■ EXERCISE: All of the data should be repeated exactly; pictures are not part of the copy.

++++ DATASET CONTENT ++++

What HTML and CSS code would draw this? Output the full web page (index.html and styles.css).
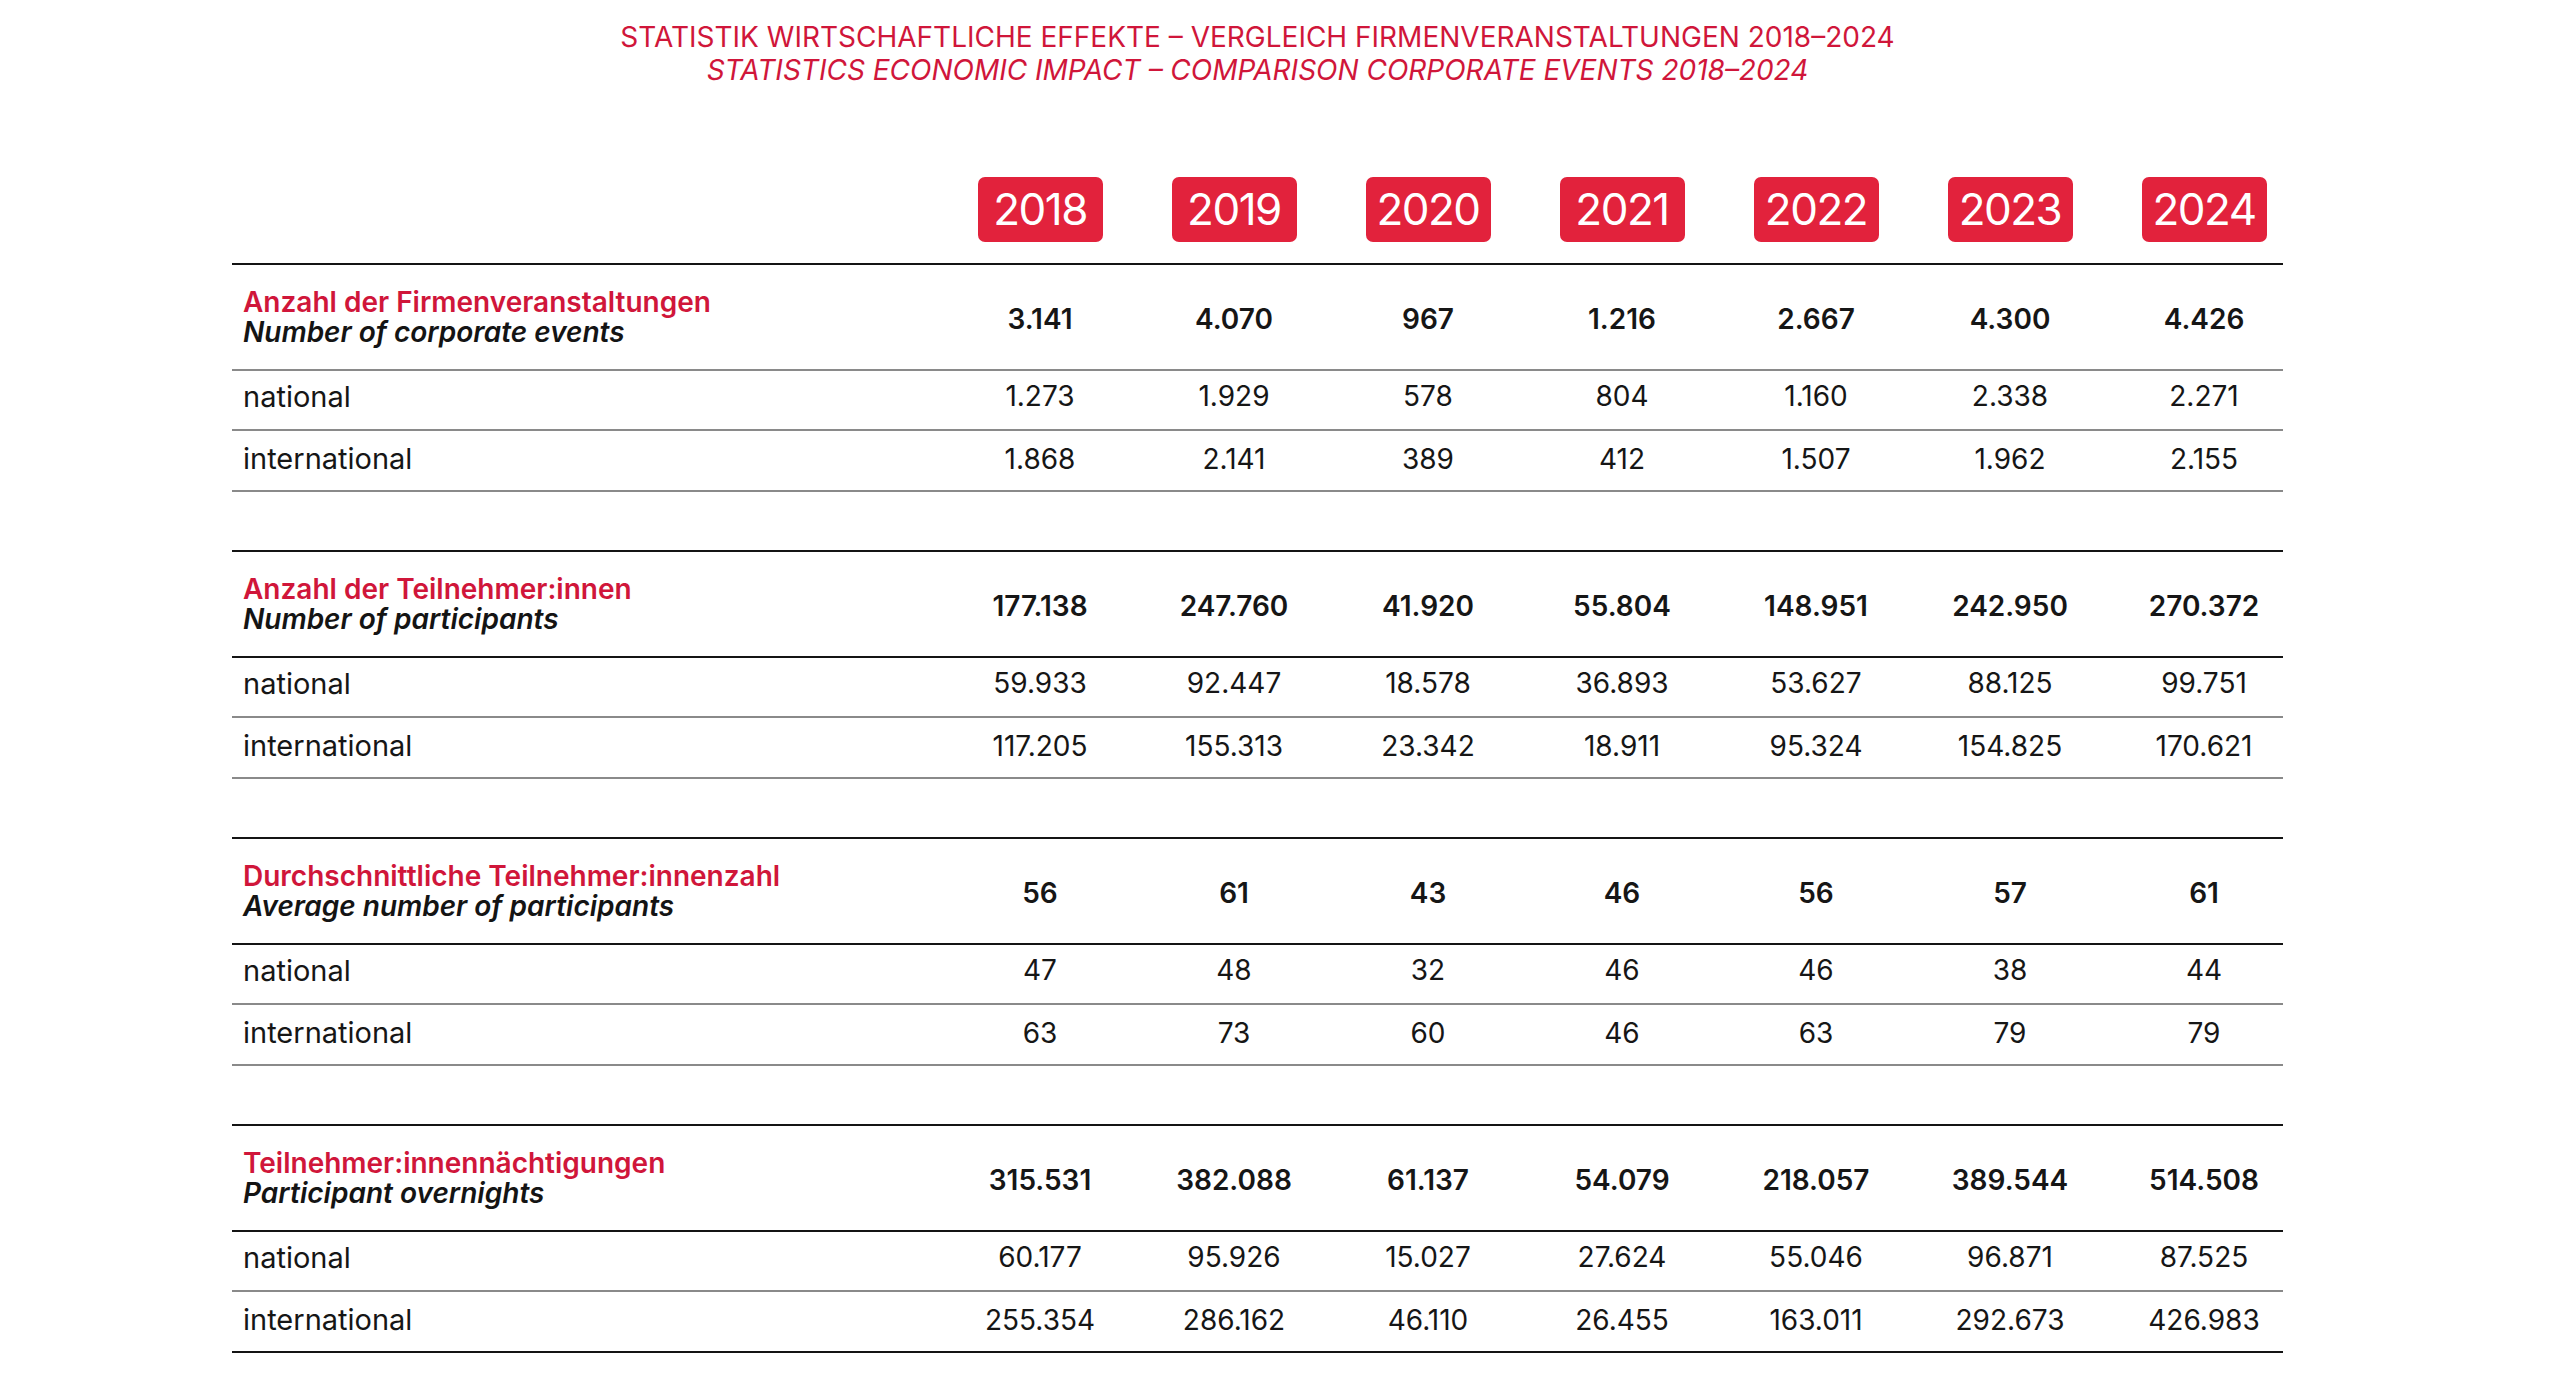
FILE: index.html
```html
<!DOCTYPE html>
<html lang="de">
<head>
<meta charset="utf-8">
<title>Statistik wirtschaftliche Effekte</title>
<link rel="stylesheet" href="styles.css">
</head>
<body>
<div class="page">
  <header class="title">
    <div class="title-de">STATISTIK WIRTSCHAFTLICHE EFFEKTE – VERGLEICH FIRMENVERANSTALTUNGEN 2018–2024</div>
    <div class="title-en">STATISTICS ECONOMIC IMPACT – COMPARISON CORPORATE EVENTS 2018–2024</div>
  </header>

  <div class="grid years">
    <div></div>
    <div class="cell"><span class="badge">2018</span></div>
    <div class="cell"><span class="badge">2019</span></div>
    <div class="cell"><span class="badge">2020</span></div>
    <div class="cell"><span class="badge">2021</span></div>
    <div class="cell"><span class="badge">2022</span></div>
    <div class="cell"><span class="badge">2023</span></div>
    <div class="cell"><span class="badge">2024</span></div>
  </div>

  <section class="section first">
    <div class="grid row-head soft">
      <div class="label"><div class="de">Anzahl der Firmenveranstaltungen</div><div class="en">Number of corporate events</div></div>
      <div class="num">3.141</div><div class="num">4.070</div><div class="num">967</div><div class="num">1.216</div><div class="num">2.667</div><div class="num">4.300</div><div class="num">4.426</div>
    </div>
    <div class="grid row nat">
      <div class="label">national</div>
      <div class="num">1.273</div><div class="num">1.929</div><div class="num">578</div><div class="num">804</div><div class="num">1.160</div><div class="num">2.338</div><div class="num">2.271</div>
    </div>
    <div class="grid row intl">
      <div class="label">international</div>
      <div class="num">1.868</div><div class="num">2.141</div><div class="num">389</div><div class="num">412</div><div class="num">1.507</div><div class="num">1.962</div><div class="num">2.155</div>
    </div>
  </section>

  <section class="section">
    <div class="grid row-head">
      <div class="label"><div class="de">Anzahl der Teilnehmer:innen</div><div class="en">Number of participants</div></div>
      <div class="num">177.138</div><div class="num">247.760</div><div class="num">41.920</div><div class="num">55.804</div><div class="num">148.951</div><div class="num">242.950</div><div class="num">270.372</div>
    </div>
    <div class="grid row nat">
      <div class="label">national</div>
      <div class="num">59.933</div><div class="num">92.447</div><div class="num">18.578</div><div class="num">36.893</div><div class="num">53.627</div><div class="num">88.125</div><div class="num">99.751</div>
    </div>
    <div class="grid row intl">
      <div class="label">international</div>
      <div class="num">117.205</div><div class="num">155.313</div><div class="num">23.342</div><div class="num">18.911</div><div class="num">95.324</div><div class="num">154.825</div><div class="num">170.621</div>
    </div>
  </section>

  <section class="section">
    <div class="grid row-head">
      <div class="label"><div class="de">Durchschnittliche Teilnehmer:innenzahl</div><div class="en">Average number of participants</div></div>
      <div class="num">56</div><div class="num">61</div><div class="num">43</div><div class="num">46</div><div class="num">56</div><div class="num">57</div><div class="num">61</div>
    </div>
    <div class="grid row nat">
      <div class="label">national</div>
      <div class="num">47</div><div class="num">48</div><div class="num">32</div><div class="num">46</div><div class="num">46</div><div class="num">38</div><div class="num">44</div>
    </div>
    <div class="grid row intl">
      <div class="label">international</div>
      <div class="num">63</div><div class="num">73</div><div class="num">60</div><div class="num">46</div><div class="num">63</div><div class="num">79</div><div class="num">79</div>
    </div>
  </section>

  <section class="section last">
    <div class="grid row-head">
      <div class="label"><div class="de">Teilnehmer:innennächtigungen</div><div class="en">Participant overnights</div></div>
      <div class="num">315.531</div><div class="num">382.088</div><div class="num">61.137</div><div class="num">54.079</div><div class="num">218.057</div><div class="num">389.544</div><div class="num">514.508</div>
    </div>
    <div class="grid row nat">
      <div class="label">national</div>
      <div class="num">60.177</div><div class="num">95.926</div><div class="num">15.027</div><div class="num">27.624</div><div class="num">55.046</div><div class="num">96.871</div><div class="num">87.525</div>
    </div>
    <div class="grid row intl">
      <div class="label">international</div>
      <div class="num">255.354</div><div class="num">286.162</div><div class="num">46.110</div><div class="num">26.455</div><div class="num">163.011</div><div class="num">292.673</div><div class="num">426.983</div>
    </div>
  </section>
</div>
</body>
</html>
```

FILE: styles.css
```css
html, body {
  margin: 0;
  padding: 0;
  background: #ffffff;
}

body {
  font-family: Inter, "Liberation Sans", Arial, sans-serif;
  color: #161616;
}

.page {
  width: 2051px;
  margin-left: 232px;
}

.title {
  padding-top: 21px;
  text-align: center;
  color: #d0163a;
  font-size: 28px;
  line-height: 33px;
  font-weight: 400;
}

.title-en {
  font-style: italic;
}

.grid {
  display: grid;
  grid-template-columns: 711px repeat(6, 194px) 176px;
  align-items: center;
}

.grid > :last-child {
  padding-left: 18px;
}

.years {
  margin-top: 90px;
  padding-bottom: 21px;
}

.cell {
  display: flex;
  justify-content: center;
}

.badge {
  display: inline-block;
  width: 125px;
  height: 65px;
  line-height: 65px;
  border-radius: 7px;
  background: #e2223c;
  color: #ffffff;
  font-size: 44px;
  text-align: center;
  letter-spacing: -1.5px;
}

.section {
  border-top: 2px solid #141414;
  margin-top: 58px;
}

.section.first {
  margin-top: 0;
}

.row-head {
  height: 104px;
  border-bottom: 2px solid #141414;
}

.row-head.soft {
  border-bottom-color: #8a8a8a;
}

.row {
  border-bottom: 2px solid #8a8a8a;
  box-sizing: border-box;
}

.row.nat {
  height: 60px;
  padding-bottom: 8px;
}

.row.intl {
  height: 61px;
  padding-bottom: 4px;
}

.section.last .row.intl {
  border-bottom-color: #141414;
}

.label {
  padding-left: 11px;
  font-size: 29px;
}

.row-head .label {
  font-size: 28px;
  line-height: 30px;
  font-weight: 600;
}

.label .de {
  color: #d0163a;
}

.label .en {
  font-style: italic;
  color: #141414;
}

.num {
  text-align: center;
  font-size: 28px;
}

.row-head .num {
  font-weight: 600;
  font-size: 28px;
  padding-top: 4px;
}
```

++++

■ CORRECT RESPONSE:
What HTML and CSS code would draw this? Output the full web page (index.html and styles.css).
FILE: index.html
```html
<!DOCTYPE html>
<html lang="de">
<head>
<meta charset="utf-8">
<title>Statistik wirtschaftliche Effekte</title>
<link rel="stylesheet" href="styles.css">
</head>
<body>
<div class="page">
  <header class="title">
    <div class="title-de">STATISTIK WIRTSCHAFTLICHE EFFEKTE – VERGLEICH FIRMENVERANSTALTUNGEN 2018–2024</div>
    <div class="title-en">STATISTICS ECONOMIC IMPACT – COMPARISON CORPORATE EVENTS 2018–2024</div>
  </header>

  <div class="grid years">
    <div></div>
    <div class="cell"><span class="badge">2018</span></div>
    <div class="cell"><span class="badge">2019</span></div>
    <div class="cell"><span class="badge">2020</span></div>
    <div class="cell"><span class="badge">2021</span></div>
    <div class="cell"><span class="badge">2022</span></div>
    <div class="cell"><span class="badge">2023</span></div>
    <div class="cell"><span class="badge">2024</span></div>
  </div>

  <section class="section first">
    <div class="grid row-head soft">
      <div class="label"><div class="de">Anzahl der Firmenveranstaltungen</div><div class="en">Number of corporate events</div></div>
      <div class="num">3.141</div><div class="num">4.070</div><div class="num">967</div><div class="num">1.216</div><div class="num">2.667</div><div class="num">4.300</div><div class="num">4.426</div>
    </div>
    <div class="grid row nat">
      <div class="label">national</div>
      <div class="num">1.273</div><div class="num">1.929</div><div class="num">578</div><div class="num">804</div><div class="num">1.160</div><div class="num">2.338</div><div class="num">2.271</div>
    </div>
    <div class="grid row intl">
      <div class="label">international</div>
      <div class="num">1.868</div><div class="num">2.141</div><div class="num">389</div><div class="num">412</div><div class="num">1.507</div><div class="num">1.962</div><div class="num">2.155</div>
    </div>
  </section>

  <section class="section">
    <div class="grid row-head">
      <div class="label"><div class="de">Anzahl der Teilnehmer:innen</div><div class="en">Number of participants</div></div>
      <div class="num">177.138</div><div class="num">247.760</div><div class="num">41.920</div><div class="num">55.804</div><div class="num">148.951</div><div class="num">242.950</div><div class="num">270.372</div>
    </div>
    <div class="grid row nat">
      <div class="label">national</div>
      <div class="num">59.933</div><div class="num">92.447</div><div class="num">18.578</div><div class="num">36.893</div><div class="num">53.627</div><div class="num">88.125</div><div class="num">99.751</div>
    </div>
    <div class="grid row intl">
      <div class="label">international</div>
      <div class="num">117.205</div><div class="num">155.313</div><div class="num">23.342</div><div class="num">18.911</div><div class="num">95.324</div><div class="num">154.825</div><div class="num">170.621</div>
    </div>
  </section>

  <section class="section">
    <div class="grid row-head">
      <div class="label"><div class="de">Durchschnittliche Teilnehmer:innenzahl</div><div class="en">Average number of participants</div></div>
      <div class="num">56</div><div class="num">61</div><div class="num">43</div><div class="num">46</div><div class="num">56</div><div class="num">57</div><div class="num">61</div>
    </div>
    <div class="grid row nat">
      <div class="label">national</div>
      <div class="num">47</div><div class="num">48</div><div class="num">32</div><div class="num">46</div><div class="num">46</div><div class="num">38</div><div class="num">44</div>
    </div>
    <div class="grid row intl">
      <div class="label">international</div>
      <div class="num">63</div><div class="num">73</div><div class="num">60</div><div class="num">46</div><div class="num">63</div><div class="num">79</div><div class="num">79</div>
    </div>
  </section>

  <section class="section last">
    <div class="grid row-head">
      <div class="label"><div class="de">Teilnehmer:innennächtigungen</div><div class="en">Participant overnights</div></div>
      <div class="num">315.531</div><div class="num">382.088</div><div class="num">61.137</div><div class="num">54.079</div><div class="num">218.057</div><div class="num">389.544</div><div class="num">514.508</div>
    </div>
    <div class="grid row nat">
      <div class="label">national</div>
      <div class="num">60.177</div><div class="num">95.926</div><div class="num">15.027</div><div class="num">27.624</div><div class="num">55.046</div><div class="num">96.871</div><div class="num">87.525</div>
    </div>
    <div class="grid row intl">
      <div class="label">international</div>
      <div class="num">255.354</div><div class="num">286.162</div><div class="num">46.110</div><div class="num">26.455</div><div class="num">163.011</div><div class="num">292.673</div><div class="num">426.983</div>
    </div>
  </section>
</div>
</body>
</html>
```

FILE: styles.css
```css
html, body {
  margin: 0;
  padding: 0;
  background: #ffffff;
}

body {
  font-family: Inter, "Liberation Sans", Arial, sans-serif;
  color: #161616;
}

.page {
  width: 2051px;
  margin-left: 232px;
}

.title {
  padding-top: 21px;
  text-align: center;
  color: #d0163a;
  font-size: 28px;
  line-height: 33px;
  font-weight: 400;
}

.title-en {
  font-style: italic;
}

.grid {
  display: grid;
  grid-template-columns: 711px repeat(6, 194px) 176px;
  align-items: center;
}

.grid > :last-child {
  padding-left: 18px;
}

.years {
  margin-top: 90px;
  padding-bottom: 21px;
}

.cell {
  display: flex;
  justify-content: center;
}

.badge {
  display: inline-block;
  width: 125px;
  height: 65px;
  line-height: 65px;
  border-radius: 7px;
  background: #e2223c;
  color: #ffffff;
  font-size: 44px;
  text-align: center;
  letter-spacing: -1.5px;
}

.section {
  border-top: 2px solid #141414;
  margin-top: 58px;
}

.section.first {
  margin-top: 0;
}

.row-head {
  height: 104px;
  border-bottom: 2px solid #141414;
}

.row-head.soft {
  border-bottom-color: #8a8a8a;
}

.row {
  border-bottom: 2px solid #8a8a8a;
  box-sizing: border-box;
}

.row.nat {
  height: 60px;
  padding-bottom: 8px;
}

.row.intl {
  height: 61px;
  padding-bottom: 4px;
}

.section.last .row.intl {
  border-bottom-color: #141414;
}

.label {
  padding-left: 11px;
  font-size: 29px;
}

.row-head .label {
  font-size: 28px;
  line-height: 30px;
  font-weight: 600;
}

.label .de {
  color: #d0163a;
}

.label .en {
  font-style: italic;
  color: #141414;
}

.num {
  text-align: center;
  font-size: 28px;
}

.row-head .num {
  font-weight: 600;
  font-size: 28px;
  padding-top: 4px;
}
```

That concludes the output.